### DATA EXCERPT ###

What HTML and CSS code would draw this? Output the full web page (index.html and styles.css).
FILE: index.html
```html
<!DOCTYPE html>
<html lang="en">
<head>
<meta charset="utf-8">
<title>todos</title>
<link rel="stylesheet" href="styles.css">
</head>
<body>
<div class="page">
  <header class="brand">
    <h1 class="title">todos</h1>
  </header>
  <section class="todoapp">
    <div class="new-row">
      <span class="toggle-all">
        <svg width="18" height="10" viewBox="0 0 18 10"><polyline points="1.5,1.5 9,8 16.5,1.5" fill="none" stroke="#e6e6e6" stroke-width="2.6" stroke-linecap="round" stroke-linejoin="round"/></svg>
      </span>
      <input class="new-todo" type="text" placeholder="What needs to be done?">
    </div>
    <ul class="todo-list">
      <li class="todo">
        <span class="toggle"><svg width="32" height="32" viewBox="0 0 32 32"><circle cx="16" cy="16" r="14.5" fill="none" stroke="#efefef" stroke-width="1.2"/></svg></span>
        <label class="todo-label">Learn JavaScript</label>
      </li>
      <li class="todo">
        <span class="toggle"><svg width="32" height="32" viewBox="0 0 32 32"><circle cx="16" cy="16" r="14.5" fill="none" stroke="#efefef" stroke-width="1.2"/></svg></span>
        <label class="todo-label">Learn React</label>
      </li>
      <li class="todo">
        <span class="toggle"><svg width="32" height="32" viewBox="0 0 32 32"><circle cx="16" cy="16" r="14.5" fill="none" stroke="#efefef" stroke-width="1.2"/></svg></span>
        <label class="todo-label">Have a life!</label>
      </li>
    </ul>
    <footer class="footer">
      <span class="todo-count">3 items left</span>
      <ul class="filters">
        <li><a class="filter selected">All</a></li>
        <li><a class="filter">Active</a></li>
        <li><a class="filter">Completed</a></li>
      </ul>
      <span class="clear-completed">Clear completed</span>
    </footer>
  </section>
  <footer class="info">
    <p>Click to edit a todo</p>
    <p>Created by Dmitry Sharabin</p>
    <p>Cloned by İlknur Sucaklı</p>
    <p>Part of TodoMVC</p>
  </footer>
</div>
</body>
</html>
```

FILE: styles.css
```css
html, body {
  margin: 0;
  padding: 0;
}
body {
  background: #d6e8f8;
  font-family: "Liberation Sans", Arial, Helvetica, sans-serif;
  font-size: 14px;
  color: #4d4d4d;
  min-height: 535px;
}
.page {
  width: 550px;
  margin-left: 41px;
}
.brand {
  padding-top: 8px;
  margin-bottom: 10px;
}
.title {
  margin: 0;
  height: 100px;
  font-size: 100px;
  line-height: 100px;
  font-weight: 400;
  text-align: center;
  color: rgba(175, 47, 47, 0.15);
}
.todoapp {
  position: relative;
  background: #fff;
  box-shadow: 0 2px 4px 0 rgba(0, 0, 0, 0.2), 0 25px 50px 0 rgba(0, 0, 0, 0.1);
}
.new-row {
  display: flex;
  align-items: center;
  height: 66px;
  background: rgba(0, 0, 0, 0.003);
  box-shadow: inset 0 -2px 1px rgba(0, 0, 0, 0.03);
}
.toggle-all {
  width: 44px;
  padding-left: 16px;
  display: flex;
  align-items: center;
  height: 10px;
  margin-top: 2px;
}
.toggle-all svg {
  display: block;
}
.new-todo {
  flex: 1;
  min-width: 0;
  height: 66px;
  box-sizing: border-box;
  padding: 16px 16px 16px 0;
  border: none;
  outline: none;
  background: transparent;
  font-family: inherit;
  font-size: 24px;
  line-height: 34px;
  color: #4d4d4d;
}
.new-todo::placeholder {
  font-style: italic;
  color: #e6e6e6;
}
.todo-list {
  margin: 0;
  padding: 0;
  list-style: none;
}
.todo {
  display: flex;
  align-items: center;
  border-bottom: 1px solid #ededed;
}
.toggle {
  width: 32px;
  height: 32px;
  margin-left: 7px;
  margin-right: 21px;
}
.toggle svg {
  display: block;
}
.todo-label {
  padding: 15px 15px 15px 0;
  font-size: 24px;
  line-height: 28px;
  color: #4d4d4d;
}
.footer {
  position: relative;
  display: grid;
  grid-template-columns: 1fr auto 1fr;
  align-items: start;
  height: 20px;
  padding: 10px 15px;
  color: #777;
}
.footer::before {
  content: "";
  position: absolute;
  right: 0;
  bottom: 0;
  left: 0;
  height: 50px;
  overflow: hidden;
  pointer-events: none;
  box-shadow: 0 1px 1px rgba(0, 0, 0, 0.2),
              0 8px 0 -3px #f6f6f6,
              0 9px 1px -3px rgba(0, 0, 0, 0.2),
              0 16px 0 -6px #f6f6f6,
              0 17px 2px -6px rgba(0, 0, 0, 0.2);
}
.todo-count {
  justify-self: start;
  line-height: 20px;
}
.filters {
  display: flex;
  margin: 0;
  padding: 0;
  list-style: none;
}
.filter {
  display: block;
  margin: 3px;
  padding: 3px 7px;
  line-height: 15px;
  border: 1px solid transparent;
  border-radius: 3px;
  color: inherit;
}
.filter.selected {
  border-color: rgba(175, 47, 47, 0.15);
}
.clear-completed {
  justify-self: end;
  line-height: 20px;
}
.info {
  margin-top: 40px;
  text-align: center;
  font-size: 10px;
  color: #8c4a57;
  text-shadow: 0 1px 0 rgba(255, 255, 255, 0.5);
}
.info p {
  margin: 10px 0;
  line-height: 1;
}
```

###

Write the material out exactly, with nothing left out.

What HTML and CSS code would draw this? Output the full web page (index.html and styles.css).
FILE: index.html
```html
<!DOCTYPE html>
<html lang="en">
<head>
<meta charset="utf-8">
<title>todos</title>
<link rel="stylesheet" href="styles.css">
</head>
<body>
<div class="page">
  <header class="brand">
    <h1 class="title">todos</h1>
  </header>
  <section class="todoapp">
    <div class="new-row">
      <span class="toggle-all">
        <svg width="18" height="10" viewBox="0 0 18 10"><polyline points="1.5,1.5 9,8 16.5,1.5" fill="none" stroke="#e6e6e6" stroke-width="2.6" stroke-linecap="round" stroke-linejoin="round"/></svg>
      </span>
      <input class="new-todo" type="text" placeholder="What needs to be done?">
    </div>
    <ul class="todo-list">
      <li class="todo">
        <span class="toggle"><svg width="32" height="32" viewBox="0 0 32 32"><circle cx="16" cy="16" r="14.5" fill="none" stroke="#efefef" stroke-width="1.2"/></svg></span>
        <label class="todo-label">Learn JavaScript</label>
      </li>
      <li class="todo">
        <span class="toggle"><svg width="32" height="32" viewBox="0 0 32 32"><circle cx="16" cy="16" r="14.5" fill="none" stroke="#efefef" stroke-width="1.2"/></svg></span>
        <label class="todo-label">Learn React</label>
      </li>
      <li class="todo">
        <span class="toggle"><svg width="32" height="32" viewBox="0 0 32 32"><circle cx="16" cy="16" r="14.5" fill="none" stroke="#efefef" stroke-width="1.2"/></svg></span>
        <label class="todo-label">Have a life!</label>
      </li>
    </ul>
    <footer class="footer">
      <span class="todo-count">3 items left</span>
      <ul class="filters">
        <li><a class="filter selected">All</a></li>
        <li><a class="filter">Active</a></li>
        <li><a class="filter">Completed</a></li>
      </ul>
      <span class="clear-completed">Clear completed</span>
    </footer>
  </section>
  <footer class="info">
    <p>Click to edit a todo</p>
    <p>Created by Dmitry Sharabin</p>
    <p>Cloned by İlknur Sucaklı</p>
    <p>Part of TodoMVC</p>
  </footer>
</div>
</body>
</html>
```

FILE: styles.css
```css
html, body {
  margin: 0;
  padding: 0;
}
body {
  background: #d6e8f8;
  font-family: "Liberation Sans", Arial, Helvetica, sans-serif;
  font-size: 14px;
  color: #4d4d4d;
  min-height: 535px;
}
.page {
  width: 550px;
  margin-left: 41px;
}
.brand {
  padding-top: 8px;
  margin-bottom: 10px;
}
.title {
  margin: 0;
  height: 100px;
  font-size: 100px;
  line-height: 100px;
  font-weight: 400;
  text-align: center;
  color: rgba(175, 47, 47, 0.15);
}
.todoapp {
  position: relative;
  background: #fff;
  box-shadow: 0 2px 4px 0 rgba(0, 0, 0, 0.2), 0 25px 50px 0 rgba(0, 0, 0, 0.1);
}
.new-row {
  display: flex;
  align-items: center;
  height: 66px;
  background: rgba(0, 0, 0, 0.003);
  box-shadow: inset 0 -2px 1px rgba(0, 0, 0, 0.03);
}
.toggle-all {
  width: 44px;
  padding-left: 16px;
  display: flex;
  align-items: center;
  height: 10px;
  margin-top: 2px;
}
.toggle-all svg {
  display: block;
}
.new-todo {
  flex: 1;
  min-width: 0;
  height: 66px;
  box-sizing: border-box;
  padding: 16px 16px 16px 0;
  border: none;
  outline: none;
  background: transparent;
  font-family: inherit;
  font-size: 24px;
  line-height: 34px;
  color: #4d4d4d;
}
.new-todo::placeholder {
  font-style: italic;
  color: #e6e6e6;
}
.todo-list {
  margin: 0;
  padding: 0;
  list-style: none;
}
.todo {
  display: flex;
  align-items: center;
  border-bottom: 1px solid #ededed;
}
.toggle {
  width: 32px;
  height: 32px;
  margin-left: 7px;
  margin-right: 21px;
}
.toggle svg {
  display: block;
}
.todo-label {
  padding: 15px 15px 15px 0;
  font-size: 24px;
  line-height: 28px;
  color: #4d4d4d;
}
.footer {
  position: relative;
  display: grid;
  grid-template-columns: 1fr auto 1fr;
  align-items: start;
  height: 20px;
  padding: 10px 15px;
  color: #777;
}
.footer::before {
  content: "";
  position: absolute;
  right: 0;
  bottom: 0;
  left: 0;
  height: 50px;
  overflow: hidden;
  pointer-events: none;
  box-shadow: 0 1px 1px rgba(0, 0, 0, 0.2),
              0 8px 0 -3px #f6f6f6,
              0 9px 1px -3px rgba(0, 0, 0, 0.2),
              0 16px 0 -6px #f6f6f6,
              0 17px 2px -6px rgba(0, 0, 0, 0.2);
}
.todo-count {
  justify-self: start;
  line-height: 20px;
}
.filters {
  display: flex;
  margin: 0;
  padding: 0;
  list-style: none;
}
.filter {
  display: block;
  margin: 3px;
  padding: 3px 7px;
  line-height: 15px;
  border: 1px solid transparent;
  border-radius: 3px;
  color: inherit;
}
.filter.selected {
  border-color: rgba(175, 47, 47, 0.15);
}
.clear-completed {
  justify-self: end;
  line-height: 20px;
}
.info {
  margin-top: 40px;
  text-align: center;
  font-size: 10px;
  color: #8c4a57;
  text-shadow: 0 1px 0 rgba(255, 255, 255, 0.5);
}
.info p {
  margin: 10px 0;
  line-height: 1;
}
```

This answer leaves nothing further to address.